Following the events of Crysis 2, we find ourselves back in New York – but this time, things have changed. The city has turned into an urban rainforest, and while CELL is working towards global domination, Ceph continue their war against humanity. Only one man can save mankind: “They call me Prophet”.
In 2007, a meme was born. To date, it still hasn’t died. You know which one I’m talking about. With Crysis 3, that meme has good reason to keep on truckin’, because it’s one of the rare games that has the ability to make a high-end PC beg for mercy. At 1080p and max detail (1x SMAA), the game ran at about 28~30 FPS on my PC equipped with an Intel Core i7-990X six-core, NVIDIA GeForce GTX 680 amd 12GB of Kingston RAM.
As I pointed out in our look at NVIDIA’s Titan last week, in order for the game to be enjoyed at 5760×1080 (3 displays) at max detail and 2x SMAA, three of these cards would be required. That’s $3,000 worth of GPUs. After playing the game with my lowly GTX 680, I can begin to understand the reasoning for that.
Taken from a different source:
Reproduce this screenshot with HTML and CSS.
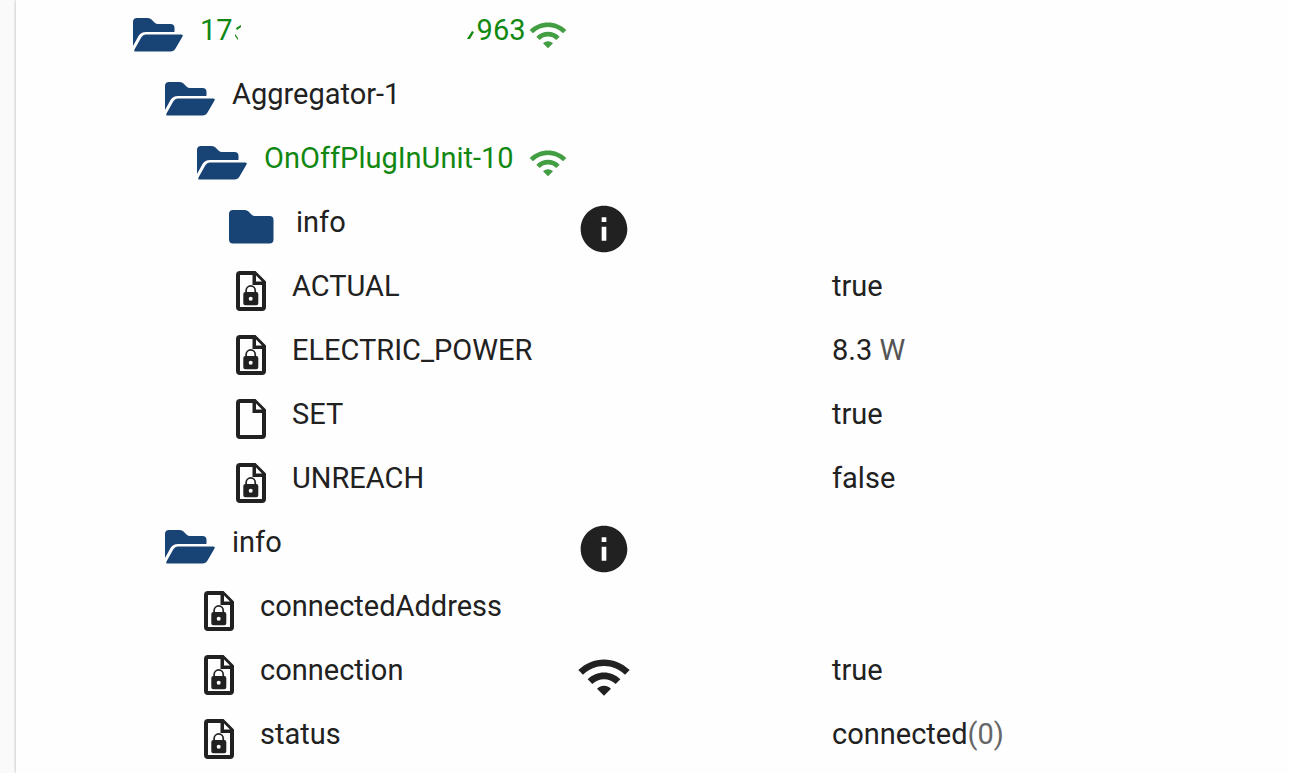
FILE: index.html
```
<!DOCTYPE html>
<html lang="en">
<head>
    <meta charset="UTF-8">
    <meta name="viewport" content="width=device-width, initial-scale=1.0">
    <title>Objects</title>
    <link rel="stylesheet" href="styles.css">
</head>
<body>
    <!-- icon set -->
    <svg class="sprite" aria-hidden="true">
        <symbol id="folder-open" viewBox="0 0 52 36">
            <path d="M1 29V5Q1 1 5 1H16Q18 1 19.500 2.500L22.500 5.500Q24 7 26 7H38.500Q42.500 7 42.500 11V15H14Q9 15 6.500 19L1 29Z"/>
            <path d="M13.500 17.500H49Q51.500 17.500 50.500 19.500L43.500 31.500Q42 34.500 38.500 34.500H3.500Q1.500 34.500 2.500 32.500L9.500 20Q11 17.500 13.500 17.500Z"/>
        </symbol>
        <symbol id="folder" viewBox="0 0 52 36">
            <path d="M5 1H17Q19 1 20.500 2.500L24 6Q25 7 27 7H41.500Q45.500 7 45.500 11V30.500Q45.500 34.500 41.500 34.500H5Q1 34.500 1 30.500V5Q1 1 5 1Z"/>
        </symbol>
        <symbol id="file" viewBox="0 0 30 40">
            <path fill-rule="evenodd" d="M4 0H19.500L30 10.500V36Q30 40 26 40H4Q0 40 0 36V4Q0 0 4 0ZM4 4V36H26V14H16.500V4ZM20 4.500V10.500H26Z"/>
        </symbol>
        <symbol id="file-lock" viewBox="0 0 30 40">
            <path fill-rule="evenodd" d="M4 0H19.500L30 10.500V36Q30 40 26 40H4Q0 40 0 36V4Q0 0 4 0ZM4 4V36H26V14H16.500V4ZM20 4.500V10.500H26Z"/>
            <path fill-rule="evenodd" d="M9.300 21V19.500A5.400 5.400 0 0 1 20.100 19.500V21H20.300Q22.300 21 22.300 23V32.200Q22.300 34.200 20.300 34.200H9.300Q7.300 34.200 7.300 32.200V23Q7.300 21 9.300 21ZM11 21H18.400V19.500A3.700 3.700 0 0 0 11 19.500ZM14.700 25.700A2 2 0 1 0 14.700 29.700A2 2 0 1 0 14.700 25.700Z"/>
        </symbol>
        <symbol id="wifi" viewBox="0 0 24 24">
            <path d="M1 9l2 2c4.970-4.970 13.030-4.970 18 0l2-2C16.930 2.930 7.080 2.930 1 9zm8 8l3 3 3-3c-1.650-1.660-4.340-1.660-6 0zm-4-4l2 2c2.760-2.760 7.240-2.760 10 0l2-2C15.140 9.140 8.870 9.140 5 13z"/>
        </symbol>
        <symbol id="info" viewBox="0 0 24 24">
            <path d="M12 2C6.480 2 2 6.480 2 12s4.480 10 10 10 10-4.480 10-10S17.520 2 12 2zm1 15h-2v-6h2v6zm0-8h-2V7h2v2z"/>
        </symbol>
    </svg>

    <main class="panel">
        <ul class="tree">
            <li class="row">
                <div class="name depth-0">
                    <svg class="folder-icon"><use href="#folder-open"/></svg>
                    <span class="label online masked">17<svg class="mask" viewBox="0 0 244 28">
                        <path d="M3 12l5-3v2l-4 3zM2 18l3 4v2l-3-4zM239 15l2 1-4 7h-3z"/>
                    </svg>963</span>
                    <svg class="signal"><use href="#wifi"/></svg>
                </div>
            </li>
            <li class="row">
                <div class="name depth-1">
                    <svg class="folder-icon"><use href="#folder-open"/></svg>
                    <span class="label">Aggregator-1</span>
                </div>
            </li>
            <li class="row">
                <div class="name depth-2">
                    <svg class="folder-icon"><use href="#folder-open"/></svg>
                    <span class="label online">OnOffPlugInUnit-10</span>
                    <svg class="signal"><use href="#wifi"/></svg>
                </div>
            </li>
            <li class="row">
                <div class="name depth-3">
                    <svg class="folder-icon"><use href="#folder"/></svg>
                    <span class="label">info</span>
                </div>
                <svg class="type-icon"><use href="#info"/></svg>
            </li>
            <li class="row">
                <div class="name depth-3">
                    <svg class="file-icon"><use href="#file-lock"/></svg>
                    <span class="label">ACTUAL</span>
                </div>
                <span class="value">true</span>
            </li>
            <li class="row">
                <div class="name depth-3">
                    <svg class="file-icon"><use href="#file-lock"/></svg>
                    <span class="label">ELECTRIC_POWER</span>
                </div>
                <span class="value">8.3 <span class="unit">W</span></span>
            </li>
            <li class="row">
                <div class="name depth-3">
                    <svg class="file-icon"><use href="#file"/></svg>
                    <span class="label">SET</span>
                </div>
                <span class="value">true</span>
            </li>
            <li class="row">
                <div class="name depth-3">
                    <svg class="file-icon"><use href="#file-lock"/></svg>
                    <span class="label">UNREACH</span>
                </div>
                <span class="value">false</span>
            </li>
            <li class="row">
                <div class="name depth-1">
                    <svg class="folder-icon"><use href="#folder-open"/></svg>
                    <span class="label">info</span>
                </div>
                <svg class="type-icon"><use href="#info"/></svg>
            </li>
            <li class="row">
                <div class="name depth-2">
                    <svg class="file-icon"><use href="#file-lock"/></svg>
                    <span class="label">connectedAddress</span>
                </div>
            </li>
            <li class="row">
                <div class="name depth-2">
                    <svg class="file-icon"><use href="#file-lock"/></svg>
                    <span class="label">connection</span>
                </div>
                <svg class="type-icon"><use href="#wifi"/></svg>
                <span class="value">true</span>
            </li>
            <li class="row">
                <div class="name depth-2">
                    <svg class="file-icon"><use href="#file-lock"/></svg>
                    <span class="label">status</span>
                </div>
                <span class="value">connected<span class="raw">(0)</span></span>
            </li>
        </ul>
    </main>
</body>
</html>
```
FILE: styles.css
```
* { box-sizing: border-box; }

body {
  margin: 0;
  background: #fafafa;
  color: #212121;
  font-family: Roboto, sans-serif;
  font-size: 29px;
  line-height: 32px;
}

svg {
  flex: none;
  fill: currentColor;
}

.sprite {
  display: none;
}

.panel {
  min-height: 100vh;
  margin-left: 16px;
  background: #fefefe;
  box-shadow: 0 0 3px rgba(0, 0, 0, 0.3);
}

.tree {
  margin: 0;
  padding: 0 0 0 116px;
  list-style: none;
}

.row {
  display: grid;
  grid-template-columns: 436px 264px 1fr;
  grid-template-rows: 58px;
  align-items: center;
  padding-top: 6px;
}

.name {
  display: flex;
  align-items: center;
}

.depth-1 { padding-left: 32px; }
.depth-2 { padding-left: 64px; }
.depth-3 { padding-left: 96px; }

.folder-icon {
  width: 52px;
  height: 36px;
  margin-right: 16px;
  color: #174475;
}

.file-icon {
  width: 30px;
  height: 40px;
  margin: 0 26px 0 8px;
}

/* text sits a little above the icons */
.label,
.value {
  padding-bottom: 10px;
  white-space: nowrap;
}

.online { color: #118811; }

.masked {
  display: flex;
  align-items: center;
}

.mask {
  width: 244px;
  height: 28px;
}

.signal {
  width: 40px;
  height: 40px;
  margin-left: auto;
  color: #439d43;
}

.type-icon {
  grid-column: 2;
  width: 56px;
  height: 56px;
  margin: 4px 8px 0;
}

.value { grid-column: 3; }

.unit { color: #555; }

.raw { color: #666; }
```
That said, the game is actually very playable at around 30 FPS, and because I was so stubborn and didn’t want to decrease the detail levels, I played through the entire game that way. The video at the start of this review was recorded using the exact same settings I played with, so you might be able to understand why I put up with the lower framerates.
Given all this, it should come as no surprise that Crysis 3 is one of the best-looking games to ever grace the PC, if not the best-looking. In fact, I believe it to be the only game that actually requires DirectX 11 to play. A bold move by Crytek, to be sure.
While you can expect tessellation in certain areas, the sheer level of detail goes beyond that. Even at a distance from something, zooming in with a good scope can show just how detailed some objects and surfaces are. Outside, you’ll see grass and trees swaying in the wind, incredible rain and water effects, and elsewhere, detailed particles, global illumination and volumetric shadows. These all combine to make this one of the greatest visual treats the PC has ever seen.
With all the good that Crysis 3 brings to the table, let’s round out this review by tackling the things that left a bad taste in my mouth, or at least weren’t ideal.
A weaker aspect of the game is the enemy AI, which at times is hit or miss. Sometimes, it seems totally realistic – other times, not so much. Hiding behind a bush, it wasn’t too surprising if my stealth cloak ran out and an enemy could spot me from 100 ft away. In Crysis 3, enemies simply have eagle eyes if they’re looking in your general direction, and even when not, coming out of cloak mode directly behind an enemy could sometimes alert them to your presence, even if you don’t move.
There are other times when the AI simply doesn’t do what it’s supposed to. In one instance, a group of two friendlies were stuck inside a passage, disallowing me to get past. Thankfully, this happened to be an area that triggered a save point, so simply reloading fixed the problem. Another strange issue can be seen in the video I embedded at the start of the article. In one area, you’re apparently meant to kill every enemy on your way through, because if you use stealth mode to avoid everything, it risks the chance of bugging the enemies. You can see this exact incident at 11m 30s.
Another complaint I have relates to the map. It’s found inside the pause menu after you hit an arrow to move from the objectives to the map. Why couldn’t the map be brought up with the “M” key as is commonly done? To make matters worse, the map isn’t exactly the easiest thing to follow.
The last niggle I can mention is somewhat minor. It relates to certain boss fights where I had no sweet clue if I was actually attacking them like I should be. It was never obvious that I was doing damage when I actually was. The last boss battle is exactly like this, so it led to some frustration.
In the end, though, I thoroughly enjoyed Crysis 3. Admittedly, I wasn’t a huge fan of the previous games, and ended up not playing either for too long. However, my interest has definitely been triggered to revisit the older games and given them an honest go after having completed this one. The game has a couple of flaws, but none that are major, and the fact that I feel like completing the game again a second time helps assure me that it was a good one.
The downsides, of course, revolve around the game taking a mere 6-7 hours to complete. If you can get past that aspect, and know that you’ll replay the game, it’s definitely worth it – perhaps even moreso if you are a completionist like me and want to seek out all of the hidden items strewn throughout the game-world.